Future aspirations in this regard have been set extremely high—specifically, reaching upper‑middle‑income status by 2035.1 Any future high‑growth strategy will require a multi‑sectoral approach, and services and industry now account for about half of all economic activity. Rwanda’s gross domestic product (GDP) growth is expected to remain around 8% in 20192, supported by public investment spending, private investment, and interventions aimed at promoting diversified and higher value‑added economic activity.2
Current Conditions in Rwanda
Improvement across a range of metrics
As of October 31, 2019
* Source: Inter-Parliamentary Union, 2018.
Improvement on a Broader Range of Metrics
Metrics other than just GDP growth can also be used to demonstrate Rwanda’s rapid progress. The country has the highest share of women in the lower house of Parliament globally. Inbound tourism is boosting the economy and having a trickle‑down effect on other areas of activity, such as the supply of fruit. Steps in transforming into a knowledge‑led service economy are aided by the fact that most Rwandans are bilingual, speaking English and French, and that there is good connectivity stemming from the high penetration of 4G networks.
Banking Sector Trends
Rwanda’s banking sector has been shaped by new innovations such as electronic payment technologies. Mobile phone penetration is high at around 90% of the population, and there is good interoperability in retail payment systems. Against this backdrop, Rwanda’s central bank has stipulated action to strengthen oversight of the financial technology sector while encouraging innovation. This has included signing memorandums of understanding with domestic telecommunications regulators.
Bank of Kigali—Expanding in the Digital Space
During our recent research trip, we met with the management of Bank of Kigali, a leading bank in Rwanda. Rare for an African bank, Bank of Kigali has both a female chief executive officer and chief financial officer. While being a top player, Bank of Kigali does face competitive pressures—notably from the merger of Banque Populaire du Rwanda (BPR) and Equity Bank, which, as a joint entity, will have a 25% market share.
Bank of Kigali has made progress with digital projects. The bank launched digital wallets three and a half years ago and already registered 170,000 people of a total of 300,000 clients. The bank has been targeting farmers in particular, as well as seeking to attract people not yet reliant on banking services. It is also building systems internally to ensure it has ownership of all aspects of the client journey.

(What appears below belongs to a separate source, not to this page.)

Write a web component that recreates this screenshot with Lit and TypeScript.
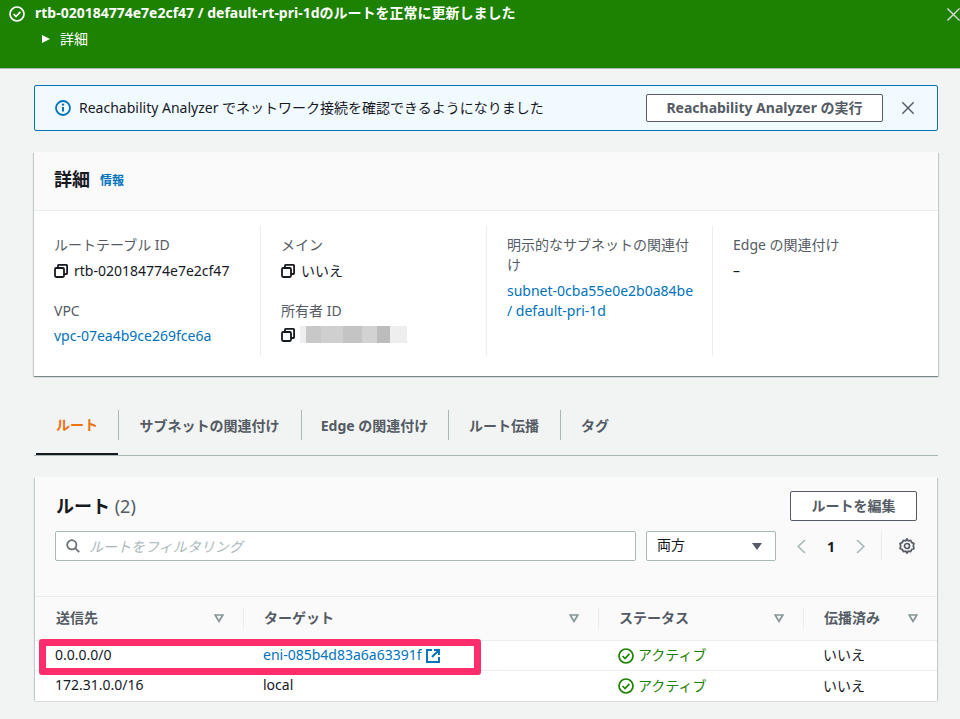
import { LitElement, html, css } from "lit";
import { customElement } from "lit/decorators.js";

const closeIcon = (c: string, s: number) => html`<svg width=${s} height=${s} viewBox="0 0 16 16" fill="none" stroke=${c} stroke-width="1.6"><path d="M1.5 1.5l13 13M14.5 1.5l-13 13"/></svg>`;
const copyIcon = html`<svg class="copy" width="14" height="14" viewBox="0 0 14 14" fill="none" stroke="#16191f" stroke-width="1.8"><rect x="1" y="4" width="9" height="9" rx="1.2"/><path d="M4 3.8V1.6a.7.7 0 0 1 .7-.7h7.7a.7.7 0 0 1 .7.7v7.7a.7.7 0 0 1-.7.7H10.2"/></svg>`;
const okIcon = (c: string, s: number) => html`<svg width=${s} height=${s} viewBox="0 0 16 16" fill="none" stroke=${c} stroke-width="1.7"><circle cx="8" cy="8" r="7"/><path d="M4.6 8l2.4 2.5 4.4-4.6"/></svg>`;
const sortIcon = html`<svg class="sort" width="10" height="9" viewBox="0 0 10 9" fill="none" stroke="#879596" stroke-width="1.7"><path d="M1.2 1h7.6L5 7.4z"/></svg>`;

@customElement("app-root")
export class AppRoot extends LitElement {
  static styles = css`
    :host { display: block; width: 960px; height: 719px; overflow: hidden; background: #f2f3f3; color: #16191f; font-family: "Noto Sans", "Noto Sans CJK JP", sans-serif; font-size: 14px; position: relative; }
    * { box-sizing: border-box; }
    a { color: #0073bb; text-decoration: none; }
    .flash { height: 69px; background: #1d8102; border-bottom: 1px solid #aab7b8; color: #fff; padding: 5px 0 0 9px; display: flex; justify-content: space-between; }
    .flash-title { display: flex; align-items: center; gap: 10px; font-weight: 700; line-height: 18px; height: 18px; }
    .flash-title span { margin-top: -3px; }
    .flash-detail { display: flex; align-items: center; gap: 10px; margin: 7px 0 0 33px; line-height: 18px; }
    .tri { width: 0; height: 0; border-left: 8px solid #fff; border-top: 4.5px solid transparent; border-bottom: 4.5px solid transparent; }
    .flash-close { margin: 2px -1px 0 0; }
    .main { padding: 16px 22px 0 34px; display: flex; flex-direction: column; }
    .info { height: 46px; background: #f1faff; border: 1px solid #0073bb; border-radius: 2px; display: flex; align-items: center; padding: 0 22px 0 20px; }
    .info-text { margin-left: 8px; flex: 1; padding-bottom: 3px; }
    .btn { background: #fff; border: 1px solid #545b64; border-radius: 2px; color: #545b64; font-weight: 700; display: flex; align-items: center; justify-content: center; height: 28px; padding-bottom: 2px; }
    .info .btn { width: 237px; margin-right: 18px; }
    .card { background: #fff; box-shadow: 0 1px 1px 0 rgba(0,28,36,.3), 1px 1px 1px 0 rgba(0,28,36,.15), -1px 1px 1px 0 rgba(0,28,36,.15); }
    .details { margin-top: 21px; height: 224px; }
    .details-head { height: 59px; background: #fafafa; border-bottom: 1px solid #eaeded; display: flex; align-items: center; padding: 0 20px 5px; gap: 10px; }
    .details-head h2 { margin: 0; font-size: 18px; font-weight: 700; line-height: 24px; }
    .details-head a { font-size: 12px; font-weight: 700; margin-top: 3px; }
    .cols { display: grid; grid-template-columns: 226px 226px 226px 1fr; padding-top: 15px; }
    .col { height: 130px; border-left: 1px solid #eaeded; padding: 9px 14px 0 20px; }
    .col:first-child { border-left: none; }
    .label { color: #545b64; line-height: 20px; }
    .val { display: flex; align-items: center; gap: 6px; line-height: 20px; margin-top: 6px; }
    .field + .field { margin-top: 20px; }
    .field + .field .val { margin-top: 5px; }
    .blur { width: 107px; height: 17px; margin-left: -1px; background: linear-gradient(90deg, #eee 0 6%, #c8c8c8 6% 20%, #cfcfcf 20% 40%, #c4c4c4 40% 58%, #d2d2d2 58% 72%, #bcbcbc 72% 84%, #eee 84%); }
    .tabs { margin-top: 33px; height: 47px; border-bottom: 1px solid #aab7b8; display: flex; padding-left: 2px; padding-top: 1px; }
    .tab { height: 45px; display: flex; align-items: center; justify-content: center; font-weight: 700; color: #545b64; position: relative; padding-bottom: 19px; padding-top: 3px; }
    .tab + .tab::before { content: ""; position: absolute; left: 0; top: 0; height: 30px; border-left: 1px solid #aab7b8; }
    .tab.on { color: #ec7211; border-bottom: 2px solid #16191f; }
    .routes { margin: 21px 1px 0; height: 223px; background: #fafafa; }
    .r-top { padding: 14px 20px 0 21px; display: flex; justify-content: space-between; align-items: flex-start; height: 40px; }
    .r-title { font-size: 18px; font-weight: 700; line-height: 30px; }
    .r-title span { font-weight: 400; color: #545b64; }
    .routes .btn { width: 127px; height: 30px; }
    .filter { display: flex; align-items: center; padding: 14px 20px 0 20px; }
    .search { width: 581px; height: 30px; border: 1px solid #aab7b8; border-radius: 2px; background: #fff; display: flex; align-items: center; padding-left: 10px; gap: 9px; color: #aab7b8; font-style: italic; }
    .select { width: 130px; height: 30px; margin-left: 10px; border: 1px solid #aab7b8; border-radius: 2px; background: #fff; display: flex; align-items: center; justify-content: space-between; padding: 0 13px 0 10px; color: #16191f; }
    .select span { padding-bottom: 5px; }
    .caret { width: 0; height: 0; border-top: 7px solid #545b64; border-left: 5.5px solid transparent; border-right: 5.5px solid transparent; }
    .pager { display: flex; align-items: center; margin-left: 21px; height: 30px; }
    .pager b { width: 50px; text-align: center; }
    .sep { height: 30px; border-left: 1px solid #eaeded; margin-left: 16px; margin-right: 17px; }
    .table { margin-top: 35px; border-top: 1px solid #eaeded; }
    .row { display: grid; grid-template-columns: 208px 355px 205px 1fr; }
    .head { height: 44px; border-bottom: 1px solid #eaeded; align-items: center; font-weight: 700; color: #545b64; }
    .th { height: 21px; border-left: 1px solid #eaeded; padding: 0 19px 0 20px; display: flex; align-items: center; justify-content: space-between; }
    .th span { margin-top: -4px; }
    .th:first-child { border-left: none; padding-left: 21px; }
    .body { height: 30px; background: #fff; border-bottom: 1px solid #eaeded; align-items: center; }
    .body:last-child { border-bottom: none; }
    .td { padding-left: 20px; display: flex; align-items: center; gap: 4px; }
    .td > span { padding-bottom: 3px; }
    .green { color: #1d8102; }
    .highlight { position: absolute; left: 39px; top: 639px; width: 442px; height: 36px; border: 7px solid #ff2d6b; border-radius: 3px; pointer-events: none; }
  `;

  render() {
    const tabs = [["ルート", 82], ["サブネットの関連付け", 183], ["Edge の関連付け", 147], ["ルート伝播", 112], ["タグ", 70]] as [string, number][];
    return html`
      <div class="flash">
        <div>
          <div class="flash-title">${okIcon("#fff", 16)}<span>rtb-020184774e7e2cf47 / default-rt-pri-1dのルートを正常に更新しました</span></div>
          <div class="flash-detail"><i class="tri"></i><span>詳細</span></div>
        </div>
        <div class="flash-close">${closeIcon("#d5dbdb", 15)}</div>
      </div>
      <div class="main">
        <div class="info">
          <svg width="16" height="16" viewBox="0 0 16 16" fill="none"><circle cx="8" cy="8" r="7" stroke="#0073bb" stroke-width="1.8"/><path d="M8 7v4.5" stroke="#0073bb" stroke-width="2"/><circle cx="8" cy="4.6" r="1.2" fill="#0073bb"/></svg>
          <span class="info-text">Reachability Analyzer でネットワーク接続を確認できるようになりました</span>
          <div class="btn">Reachability Analyzer の実行</div>
          ${closeIcon("#545b64", 14)}
        </div>
        <div class="card details">
          <div class="details-head"><h2>詳細</h2><a>情報</a></div>
          <div class="cols">
            <div class="col">
              <div class="field"><div class="label">ルートテーブル ID</div><div class="val">${copyIcon}<span>rtb-020184774e7e2cf47</span></div></div>
              <div class="field"><div class="label">VPC</div><div class="val"><a>vpc-07ea4b9ce269fce6a</a></div></div>
            </div>
            <div class="col">
              <div class="field"><div class="label">メイン</div><div class="val">${copyIcon}<span>いいえ</span></div></div>
              <div class="field"><div class="label">所有者 ID</div><div class="val">${copyIcon}<div class="blur"></div></div></div>
            </div>
            <div class="col">
              <div class="field"><div class="label">明示的なサブネットの関連付け</div><div class="val"><a>subnet-0cba55e0e2b0a84be / default-pri-1d</a></div></div>
            </div>
            <div class="col">
              <div class="field"><div class="label">Edge の関連付け</div><div class="val">–</div></div>
            </div>
          </div>
        </div>
        <div class="tabs">
          ${tabs.map(([t, w], i) => html`<div class="tab ${i === 0 ? "on" : ""}" style="width:${w}px">${t}</div>`)}
        </div>
        <div class="card routes">
          <div class="r-top">
            <div class="r-title">ルート <span>(2)</span></div>
            <div class="btn">ルートを編集</div>
          </div>
          <div class="filter">
            <div class="search">
              <svg width="14" height="14" viewBox="0 0 14 14" fill="none" stroke="#687078" stroke-width="1.8"><circle cx="5.8" cy="5.8" r="4.6"/><path d="M9.2 9.2l4 4"/></svg>
              <span>ルートをフィルタリング</span>
            </div>
            <div class="select"><span>両方</span><i class="caret"></i></div>
            <div class="pager">
              <svg width="9" height="15" viewBox="0 0 9 15" fill="none" stroke="#aab7b8" stroke-width="1.6"><path d="M8 1L1.2 7.5 8 14"/></svg>
              <b>1</b>
              <svg width="9" height="15" viewBox="0 0 9 15" fill="none" stroke="#aab7b8" stroke-width="1.6"><path d="M1 1l6.8 6.5L1 14"/></svg>
              <div class="sep"></div>
              <svg width="16" height="16" viewBox="0 0 16 16" fill="none" stroke="#545b64" stroke-width="1.7"><path d="M8 .9l1.3 1.9 2.3-.3 1.2 2 2.1 1-.6 2.5.6 2.5-2.1 1-1.2 2-2.3-.3L8 15.1l-1.3-1.9-2.3.3-1.2-2-2.1-1L1.7 8l-.6-2.5 2.1-1 1.2-2 2.3.3z"/><circle cx="8" cy="8" r="2.5"/></svg>
            </div>
          </div>
          <div class="table">
            <div class="row head">
              <div class="th"><span>送信先</span>${sortIcon}</div>
              <div class="th"><span>ターゲット</span>${sortIcon}</div>
              <div class="th"><span>ステータス</span>${sortIcon}</div>
              <div class="th"><span>伝播済み</span>${sortIcon}</div>
            </div>
            <div class="row body">
              <div class="td"><span>0.0.0.0/0</span></div>
              <div class="td"><span><a>eni-085b4d83a6a63391f</a></span><svg width="14" height="14" viewBox="0 0 14 14" fill="none" stroke="#0073bb" stroke-width="1.9"><path d="M6 1H1v12h12V8M8 1h5v5M13 1L6 8"/></svg></div>
              <div class="td green">${okIcon("#1d8102", 16)}<span>アクティブ</span></div>
              <div class="td"><span>いいえ</span></div>
            </div>
            <div class="row body">
              <div class="td"><span>172.31.0.0/16</span></div>
              <div class="td"><span>local</span></div>
              <div class="td green">${okIcon("#1d8102", 16)}<span>アクティブ</span></div>
              <div class="td"><span>いいえ</span></div>
            </div>
          </div>
        </div>
      </div>
      <div class="highlight"></div>
    `;
  }
}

Bank of Kigali also has the most sizable market share in point‑of‑sale systems, which allow customers to make payments for products or services at stores. It has also showed promise in the mobile payments sphere but needs to recruit more merchants to transact via phones and QR codes (machine‑readable optical labels that contain information about the items to which they’re attached). The bank’s approach has been to offer payment services and then help with working capital facilities, essentially bundling their offerings. The approach has worked well in schools, where Bank of Kigali offers systems to manage payments and ensure that fee tranches are paid on time.
The bank has an impressive loan book, with several deals in the pipeline. These involve Maraphone, a smartphone manufacturer owned by the pan‑African conglomerate Mara Group; a manufacturing facility for edible oil; and the extension of a cement plant. There is very limited competition in the corporate sphere, although this may change with the BPR/Equity Bank merger.

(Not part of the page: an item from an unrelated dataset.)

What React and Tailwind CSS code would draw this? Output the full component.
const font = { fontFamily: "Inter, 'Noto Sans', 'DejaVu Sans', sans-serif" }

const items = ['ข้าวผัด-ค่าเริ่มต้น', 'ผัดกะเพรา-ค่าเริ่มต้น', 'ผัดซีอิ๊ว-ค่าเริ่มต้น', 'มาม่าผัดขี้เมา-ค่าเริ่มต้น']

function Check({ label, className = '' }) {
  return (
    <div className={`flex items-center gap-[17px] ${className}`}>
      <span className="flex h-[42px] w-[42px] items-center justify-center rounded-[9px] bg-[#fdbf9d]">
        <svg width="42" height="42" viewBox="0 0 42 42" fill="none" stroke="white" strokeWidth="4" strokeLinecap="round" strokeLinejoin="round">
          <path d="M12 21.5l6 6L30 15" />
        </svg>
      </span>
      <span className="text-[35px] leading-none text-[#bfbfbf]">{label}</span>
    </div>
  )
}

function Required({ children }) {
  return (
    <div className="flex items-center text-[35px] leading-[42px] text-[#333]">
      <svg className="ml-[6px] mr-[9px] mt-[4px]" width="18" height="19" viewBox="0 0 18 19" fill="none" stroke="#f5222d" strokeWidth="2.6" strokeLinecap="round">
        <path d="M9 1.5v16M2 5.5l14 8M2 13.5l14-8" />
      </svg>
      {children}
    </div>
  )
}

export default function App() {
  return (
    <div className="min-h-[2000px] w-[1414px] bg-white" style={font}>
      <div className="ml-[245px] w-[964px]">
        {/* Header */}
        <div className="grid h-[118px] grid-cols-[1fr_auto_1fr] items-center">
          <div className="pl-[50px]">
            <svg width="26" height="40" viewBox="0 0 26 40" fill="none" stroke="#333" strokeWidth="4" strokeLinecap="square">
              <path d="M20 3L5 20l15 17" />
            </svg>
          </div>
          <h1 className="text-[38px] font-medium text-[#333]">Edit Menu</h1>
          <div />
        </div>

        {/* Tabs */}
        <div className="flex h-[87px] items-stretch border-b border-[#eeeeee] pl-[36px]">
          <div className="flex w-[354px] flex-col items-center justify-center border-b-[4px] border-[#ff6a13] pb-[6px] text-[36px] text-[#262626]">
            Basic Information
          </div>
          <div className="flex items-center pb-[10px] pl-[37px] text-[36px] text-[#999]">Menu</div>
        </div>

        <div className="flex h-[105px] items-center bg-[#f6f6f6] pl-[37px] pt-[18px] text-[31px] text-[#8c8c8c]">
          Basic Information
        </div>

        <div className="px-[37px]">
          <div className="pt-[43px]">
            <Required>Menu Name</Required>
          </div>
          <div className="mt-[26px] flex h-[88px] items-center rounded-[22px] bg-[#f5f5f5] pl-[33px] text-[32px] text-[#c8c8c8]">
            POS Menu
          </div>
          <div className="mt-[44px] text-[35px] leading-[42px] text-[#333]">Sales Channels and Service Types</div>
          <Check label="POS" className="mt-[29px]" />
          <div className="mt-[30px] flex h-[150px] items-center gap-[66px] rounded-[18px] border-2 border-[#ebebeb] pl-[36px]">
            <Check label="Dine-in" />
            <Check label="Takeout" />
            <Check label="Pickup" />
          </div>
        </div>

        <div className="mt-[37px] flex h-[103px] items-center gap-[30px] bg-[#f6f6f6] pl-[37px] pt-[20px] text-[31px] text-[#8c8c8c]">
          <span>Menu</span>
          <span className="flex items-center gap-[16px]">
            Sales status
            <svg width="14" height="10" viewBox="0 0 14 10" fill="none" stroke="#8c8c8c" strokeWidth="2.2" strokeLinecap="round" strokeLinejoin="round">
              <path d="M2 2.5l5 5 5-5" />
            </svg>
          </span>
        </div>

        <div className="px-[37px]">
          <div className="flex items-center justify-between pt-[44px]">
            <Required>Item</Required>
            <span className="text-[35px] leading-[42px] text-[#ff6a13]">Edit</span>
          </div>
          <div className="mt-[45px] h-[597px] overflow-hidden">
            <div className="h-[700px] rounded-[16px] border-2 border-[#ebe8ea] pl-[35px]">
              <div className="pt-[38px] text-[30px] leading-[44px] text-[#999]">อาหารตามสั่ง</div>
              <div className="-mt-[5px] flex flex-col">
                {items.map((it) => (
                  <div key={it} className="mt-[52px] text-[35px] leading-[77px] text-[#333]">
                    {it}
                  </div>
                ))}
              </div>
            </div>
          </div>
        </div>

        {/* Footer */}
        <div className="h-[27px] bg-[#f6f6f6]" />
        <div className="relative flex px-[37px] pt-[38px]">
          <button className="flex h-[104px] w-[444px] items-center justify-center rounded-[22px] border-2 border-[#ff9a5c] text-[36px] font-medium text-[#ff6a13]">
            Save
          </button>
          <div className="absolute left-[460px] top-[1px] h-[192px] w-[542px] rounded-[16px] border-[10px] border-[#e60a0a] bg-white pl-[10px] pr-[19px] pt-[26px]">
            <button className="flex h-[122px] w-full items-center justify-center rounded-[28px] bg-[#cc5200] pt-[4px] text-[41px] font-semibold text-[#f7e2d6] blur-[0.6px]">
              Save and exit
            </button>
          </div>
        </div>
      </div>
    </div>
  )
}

Growing Optimism in the Future
Rwanda has taken great strides to leave behind the socioeconomic traumas of the past. After the 1994 genocide, the country’s GDP collapsed, falling by half from an already low base, while life expectancy at birth for Rwandans was the lowest in the world. Today, on a platform of strong economic growth, the focus of authorities is on providing productive economic opportunities and higher‑quality living standards to all Rwandan citizens. Companies like Bank of Kigali are benefiting from favorable growth dynamics and the trend toward increasing digitalization. We believe that, over time, we may be able to uncover attractive investment opportunities in rapidly developing Rwanda.
WHAT WE’RE WATCHING NEXT
As Rwanda continues to transition toward higher‑middle‑income status, we anticipate that industry competitive pressures will increase. This is particularly the case in banking, where there have been new entrants at roughly the rate of one a year in the past decade. There is vast scope for growth; however, more than 75% of the Rwandan population earn their living directly or indirectly through the agricultural sector, and formal financing is less than 2%.
1 Source: World Bank, 2019. “Future Drivers of Growth in Rwanda: Innovation, Integration, Agglomeration, and Competition.” Overview booklet. World Bank, Washington, DC.
2 Source: IMF. July 2019. “Rwanda: Staff Report for the 2019 Article IV Consultation and Request for a Three‑Year Policy Coordination Instrument”—Press Release. Country Report No. 19/211.